THE EXERCISE:
Every line from the one holding "Output the component" through the one holding "items-center justify-center whitespace-nowrap" should be returned exactly, both included; the pictures should not.

#### AVAILABLE RECORDS

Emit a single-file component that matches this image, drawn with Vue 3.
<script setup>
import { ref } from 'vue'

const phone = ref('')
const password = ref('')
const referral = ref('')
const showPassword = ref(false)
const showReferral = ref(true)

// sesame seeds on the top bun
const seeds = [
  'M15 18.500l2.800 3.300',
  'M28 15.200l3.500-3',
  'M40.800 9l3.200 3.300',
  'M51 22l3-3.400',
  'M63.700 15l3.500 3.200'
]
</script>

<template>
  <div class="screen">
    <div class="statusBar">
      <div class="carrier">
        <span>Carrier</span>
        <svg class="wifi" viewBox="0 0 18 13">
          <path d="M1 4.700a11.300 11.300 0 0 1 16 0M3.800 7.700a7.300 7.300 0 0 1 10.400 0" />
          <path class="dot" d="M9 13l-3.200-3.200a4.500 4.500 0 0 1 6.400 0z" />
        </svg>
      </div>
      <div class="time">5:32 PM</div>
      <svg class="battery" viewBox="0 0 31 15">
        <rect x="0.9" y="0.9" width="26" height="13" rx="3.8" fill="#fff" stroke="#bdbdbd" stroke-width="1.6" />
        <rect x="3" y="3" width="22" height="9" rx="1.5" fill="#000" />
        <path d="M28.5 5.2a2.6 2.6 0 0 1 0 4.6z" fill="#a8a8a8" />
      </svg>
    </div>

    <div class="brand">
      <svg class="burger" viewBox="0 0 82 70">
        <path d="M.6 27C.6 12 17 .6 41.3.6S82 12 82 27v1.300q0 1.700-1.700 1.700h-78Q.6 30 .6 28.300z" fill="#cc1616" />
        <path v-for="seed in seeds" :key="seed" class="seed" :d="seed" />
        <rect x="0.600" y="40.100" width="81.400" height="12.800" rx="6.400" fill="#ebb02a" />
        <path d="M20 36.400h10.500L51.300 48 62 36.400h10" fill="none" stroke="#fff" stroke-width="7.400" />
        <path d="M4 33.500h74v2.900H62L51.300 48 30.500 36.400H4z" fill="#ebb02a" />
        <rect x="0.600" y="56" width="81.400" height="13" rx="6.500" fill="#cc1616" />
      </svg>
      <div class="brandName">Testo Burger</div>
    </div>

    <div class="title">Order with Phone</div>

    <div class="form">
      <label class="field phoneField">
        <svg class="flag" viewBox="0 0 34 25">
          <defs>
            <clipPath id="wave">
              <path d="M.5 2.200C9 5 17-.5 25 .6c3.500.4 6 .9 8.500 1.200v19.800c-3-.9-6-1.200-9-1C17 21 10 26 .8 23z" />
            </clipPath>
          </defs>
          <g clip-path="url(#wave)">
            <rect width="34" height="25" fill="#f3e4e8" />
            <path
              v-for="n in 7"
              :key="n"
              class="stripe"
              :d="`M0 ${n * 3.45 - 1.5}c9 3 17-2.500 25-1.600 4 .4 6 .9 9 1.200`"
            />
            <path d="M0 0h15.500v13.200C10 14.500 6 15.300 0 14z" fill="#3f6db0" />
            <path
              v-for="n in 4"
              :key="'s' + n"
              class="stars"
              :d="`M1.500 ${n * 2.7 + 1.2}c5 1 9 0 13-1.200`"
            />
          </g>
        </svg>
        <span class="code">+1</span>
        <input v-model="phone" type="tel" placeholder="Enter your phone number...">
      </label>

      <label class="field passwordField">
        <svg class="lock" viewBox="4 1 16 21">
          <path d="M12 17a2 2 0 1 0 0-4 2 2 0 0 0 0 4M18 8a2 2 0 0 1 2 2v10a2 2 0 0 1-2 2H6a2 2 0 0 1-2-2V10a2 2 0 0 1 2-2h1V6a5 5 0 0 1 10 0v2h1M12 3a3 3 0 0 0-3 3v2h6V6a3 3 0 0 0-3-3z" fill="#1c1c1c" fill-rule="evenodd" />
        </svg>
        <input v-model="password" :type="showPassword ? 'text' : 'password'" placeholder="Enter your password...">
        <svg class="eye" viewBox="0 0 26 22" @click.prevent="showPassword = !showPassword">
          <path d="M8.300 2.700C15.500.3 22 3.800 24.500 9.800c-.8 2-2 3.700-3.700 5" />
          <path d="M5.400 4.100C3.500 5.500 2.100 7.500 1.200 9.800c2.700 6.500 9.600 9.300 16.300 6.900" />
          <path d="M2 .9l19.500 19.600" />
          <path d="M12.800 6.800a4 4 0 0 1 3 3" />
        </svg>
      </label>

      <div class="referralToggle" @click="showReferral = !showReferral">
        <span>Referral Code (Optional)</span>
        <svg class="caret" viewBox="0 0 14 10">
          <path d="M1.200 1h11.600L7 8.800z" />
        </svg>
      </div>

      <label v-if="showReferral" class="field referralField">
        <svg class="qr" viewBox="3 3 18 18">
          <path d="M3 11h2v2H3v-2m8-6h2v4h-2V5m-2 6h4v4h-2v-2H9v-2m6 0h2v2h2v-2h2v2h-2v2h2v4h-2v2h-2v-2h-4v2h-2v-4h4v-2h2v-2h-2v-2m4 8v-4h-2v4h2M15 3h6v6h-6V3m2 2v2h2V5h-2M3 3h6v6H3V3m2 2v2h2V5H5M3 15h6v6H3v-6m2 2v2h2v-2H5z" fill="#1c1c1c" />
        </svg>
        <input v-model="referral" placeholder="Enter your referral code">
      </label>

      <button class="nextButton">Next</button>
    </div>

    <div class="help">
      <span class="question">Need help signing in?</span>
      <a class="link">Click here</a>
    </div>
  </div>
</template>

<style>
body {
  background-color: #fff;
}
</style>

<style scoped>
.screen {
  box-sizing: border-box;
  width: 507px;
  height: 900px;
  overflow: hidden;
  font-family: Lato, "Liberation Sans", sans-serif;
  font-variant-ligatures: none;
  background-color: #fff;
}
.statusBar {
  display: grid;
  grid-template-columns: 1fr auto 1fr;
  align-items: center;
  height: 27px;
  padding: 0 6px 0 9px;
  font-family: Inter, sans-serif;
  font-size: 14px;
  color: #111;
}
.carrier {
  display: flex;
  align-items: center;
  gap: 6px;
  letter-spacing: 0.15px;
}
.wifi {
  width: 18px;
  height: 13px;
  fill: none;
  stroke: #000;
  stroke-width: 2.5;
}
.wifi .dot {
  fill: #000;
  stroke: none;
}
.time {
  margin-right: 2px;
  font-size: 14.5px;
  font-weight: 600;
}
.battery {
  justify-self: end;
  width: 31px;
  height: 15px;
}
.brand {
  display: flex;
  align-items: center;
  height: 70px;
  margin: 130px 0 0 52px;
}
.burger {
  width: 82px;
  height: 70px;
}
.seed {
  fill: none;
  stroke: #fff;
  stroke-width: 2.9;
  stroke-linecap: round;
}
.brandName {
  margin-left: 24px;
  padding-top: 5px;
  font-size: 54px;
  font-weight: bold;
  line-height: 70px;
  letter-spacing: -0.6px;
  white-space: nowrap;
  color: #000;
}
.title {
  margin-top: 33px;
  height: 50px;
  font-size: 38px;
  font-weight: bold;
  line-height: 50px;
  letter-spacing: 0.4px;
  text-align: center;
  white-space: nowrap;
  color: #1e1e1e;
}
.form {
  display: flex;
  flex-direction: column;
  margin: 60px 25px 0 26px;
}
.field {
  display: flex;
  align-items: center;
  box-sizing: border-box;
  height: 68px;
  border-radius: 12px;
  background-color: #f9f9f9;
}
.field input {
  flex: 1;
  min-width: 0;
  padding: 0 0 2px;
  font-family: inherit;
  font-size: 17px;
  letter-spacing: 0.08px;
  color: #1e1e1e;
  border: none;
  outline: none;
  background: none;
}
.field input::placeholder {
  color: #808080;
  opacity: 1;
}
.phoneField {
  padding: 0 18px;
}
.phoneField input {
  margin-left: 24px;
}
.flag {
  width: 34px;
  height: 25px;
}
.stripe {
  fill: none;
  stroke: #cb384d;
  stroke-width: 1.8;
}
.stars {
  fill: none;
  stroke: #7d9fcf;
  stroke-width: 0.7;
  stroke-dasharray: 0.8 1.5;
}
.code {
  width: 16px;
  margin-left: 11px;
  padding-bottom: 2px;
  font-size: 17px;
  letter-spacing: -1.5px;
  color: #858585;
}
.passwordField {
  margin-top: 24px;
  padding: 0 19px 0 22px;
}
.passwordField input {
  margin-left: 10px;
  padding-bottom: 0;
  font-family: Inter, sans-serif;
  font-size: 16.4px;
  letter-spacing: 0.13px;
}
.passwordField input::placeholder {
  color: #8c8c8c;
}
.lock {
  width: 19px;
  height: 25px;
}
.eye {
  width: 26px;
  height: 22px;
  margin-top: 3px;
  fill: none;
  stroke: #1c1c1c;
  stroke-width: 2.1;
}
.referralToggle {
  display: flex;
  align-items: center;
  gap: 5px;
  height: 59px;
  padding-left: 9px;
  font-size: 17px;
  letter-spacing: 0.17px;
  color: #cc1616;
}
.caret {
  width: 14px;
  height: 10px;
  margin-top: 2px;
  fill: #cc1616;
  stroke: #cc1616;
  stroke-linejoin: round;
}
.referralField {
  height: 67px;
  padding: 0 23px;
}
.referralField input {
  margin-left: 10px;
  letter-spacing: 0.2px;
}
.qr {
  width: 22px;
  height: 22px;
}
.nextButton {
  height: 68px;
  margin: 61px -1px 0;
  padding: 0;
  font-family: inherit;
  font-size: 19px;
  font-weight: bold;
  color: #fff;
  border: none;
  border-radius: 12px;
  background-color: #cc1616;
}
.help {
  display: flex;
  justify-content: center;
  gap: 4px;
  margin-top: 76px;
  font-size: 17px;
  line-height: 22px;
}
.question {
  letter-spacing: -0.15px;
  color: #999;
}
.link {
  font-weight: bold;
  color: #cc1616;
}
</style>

########
#### AVAILABLE RECORDS

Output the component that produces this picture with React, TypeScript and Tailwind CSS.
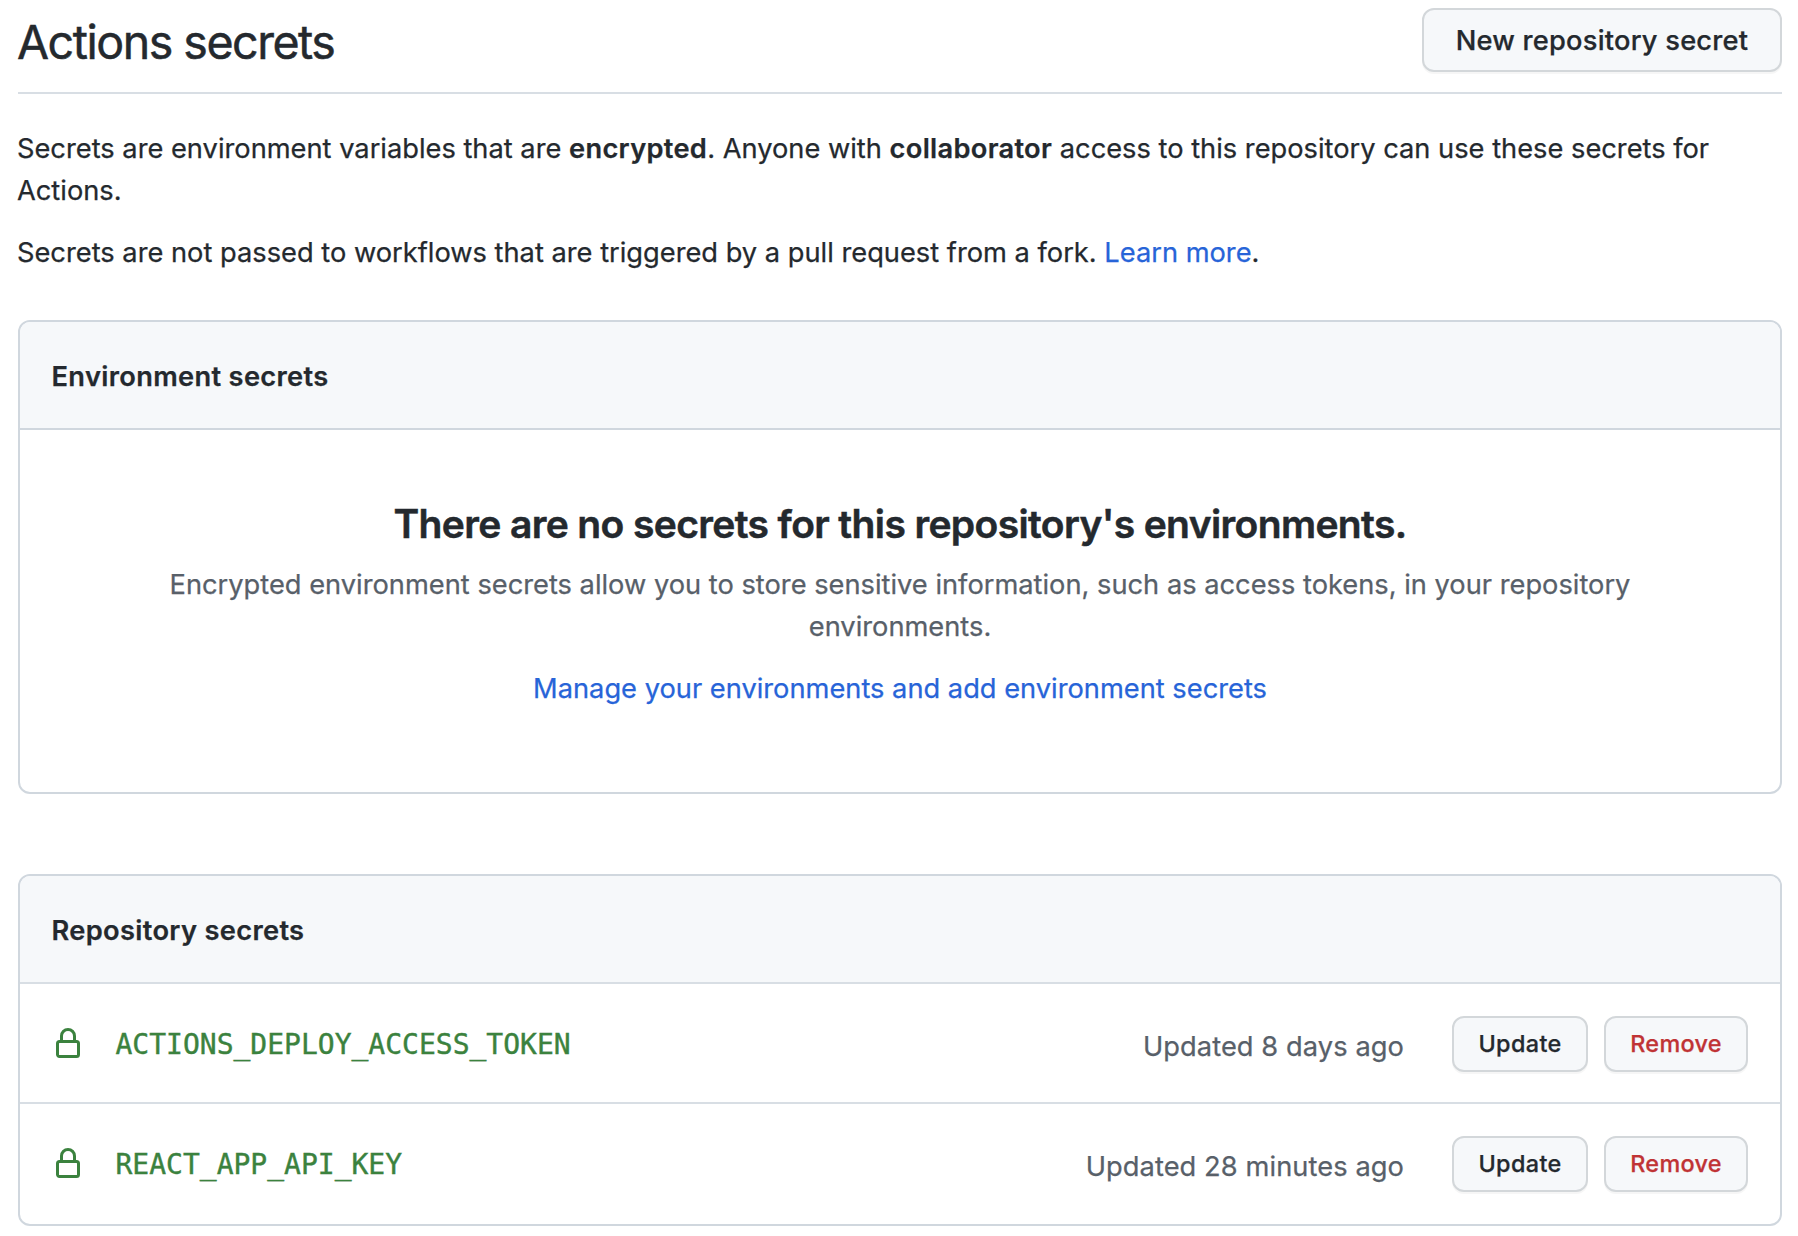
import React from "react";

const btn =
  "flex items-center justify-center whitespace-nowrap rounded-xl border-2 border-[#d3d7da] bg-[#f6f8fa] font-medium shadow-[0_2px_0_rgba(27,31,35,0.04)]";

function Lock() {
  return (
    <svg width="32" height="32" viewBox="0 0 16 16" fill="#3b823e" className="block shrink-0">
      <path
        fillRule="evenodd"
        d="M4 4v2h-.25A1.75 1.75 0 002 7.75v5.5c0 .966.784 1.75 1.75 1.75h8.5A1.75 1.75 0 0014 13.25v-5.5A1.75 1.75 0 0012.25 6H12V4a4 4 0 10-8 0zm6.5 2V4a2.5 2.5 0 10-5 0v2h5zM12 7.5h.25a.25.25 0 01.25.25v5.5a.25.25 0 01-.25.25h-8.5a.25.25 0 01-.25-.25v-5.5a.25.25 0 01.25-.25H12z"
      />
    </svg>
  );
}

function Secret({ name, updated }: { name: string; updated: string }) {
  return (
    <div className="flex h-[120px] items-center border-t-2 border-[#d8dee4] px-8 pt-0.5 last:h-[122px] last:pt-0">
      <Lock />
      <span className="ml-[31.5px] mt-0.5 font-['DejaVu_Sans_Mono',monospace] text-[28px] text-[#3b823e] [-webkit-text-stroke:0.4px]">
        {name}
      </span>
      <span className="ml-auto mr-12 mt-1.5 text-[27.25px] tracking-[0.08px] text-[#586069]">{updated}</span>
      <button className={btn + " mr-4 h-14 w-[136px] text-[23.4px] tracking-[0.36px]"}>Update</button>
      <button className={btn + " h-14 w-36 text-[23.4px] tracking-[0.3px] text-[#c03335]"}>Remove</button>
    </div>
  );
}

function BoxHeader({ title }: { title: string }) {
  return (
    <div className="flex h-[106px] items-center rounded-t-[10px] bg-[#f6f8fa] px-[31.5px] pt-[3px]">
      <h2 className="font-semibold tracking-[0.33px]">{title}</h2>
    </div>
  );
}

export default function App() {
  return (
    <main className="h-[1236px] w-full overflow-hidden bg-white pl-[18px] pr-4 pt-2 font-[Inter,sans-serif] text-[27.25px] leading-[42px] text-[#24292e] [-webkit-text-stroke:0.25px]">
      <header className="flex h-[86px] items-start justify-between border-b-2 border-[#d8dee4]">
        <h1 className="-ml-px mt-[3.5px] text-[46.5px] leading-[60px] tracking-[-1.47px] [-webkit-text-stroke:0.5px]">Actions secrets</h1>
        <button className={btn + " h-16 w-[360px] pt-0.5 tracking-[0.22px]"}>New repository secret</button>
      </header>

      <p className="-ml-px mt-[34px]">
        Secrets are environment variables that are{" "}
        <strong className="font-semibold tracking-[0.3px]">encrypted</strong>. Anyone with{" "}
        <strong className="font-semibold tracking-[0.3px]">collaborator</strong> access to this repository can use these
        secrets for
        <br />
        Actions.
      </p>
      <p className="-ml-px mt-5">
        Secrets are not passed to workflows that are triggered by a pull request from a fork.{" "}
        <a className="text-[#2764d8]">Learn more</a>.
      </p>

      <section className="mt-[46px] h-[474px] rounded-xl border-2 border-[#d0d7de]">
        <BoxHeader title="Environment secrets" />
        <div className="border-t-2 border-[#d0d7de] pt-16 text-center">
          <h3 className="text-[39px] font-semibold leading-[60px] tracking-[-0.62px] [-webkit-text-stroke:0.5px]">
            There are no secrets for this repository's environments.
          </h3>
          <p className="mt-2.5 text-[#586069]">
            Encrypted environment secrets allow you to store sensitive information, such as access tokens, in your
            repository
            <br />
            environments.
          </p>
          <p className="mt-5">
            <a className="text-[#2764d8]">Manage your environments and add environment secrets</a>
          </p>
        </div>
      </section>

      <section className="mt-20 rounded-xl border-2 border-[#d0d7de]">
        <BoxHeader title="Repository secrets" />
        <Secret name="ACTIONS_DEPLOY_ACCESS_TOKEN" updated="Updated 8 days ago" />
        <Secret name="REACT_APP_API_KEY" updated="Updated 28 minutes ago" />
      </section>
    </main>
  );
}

########

COMPLETE ANSWER:
Output the component that produces this picture with React, TypeScript and Tailwind CSS.
import React from "react";

const btn =
  "flex items-center justify-center whitespace-nowrap rounded-xl border-2 border-[#d3d7da] bg-[#f6f8fa] font-medium shadow-[0_2px_0_rgba(27,31,35,0.04)]";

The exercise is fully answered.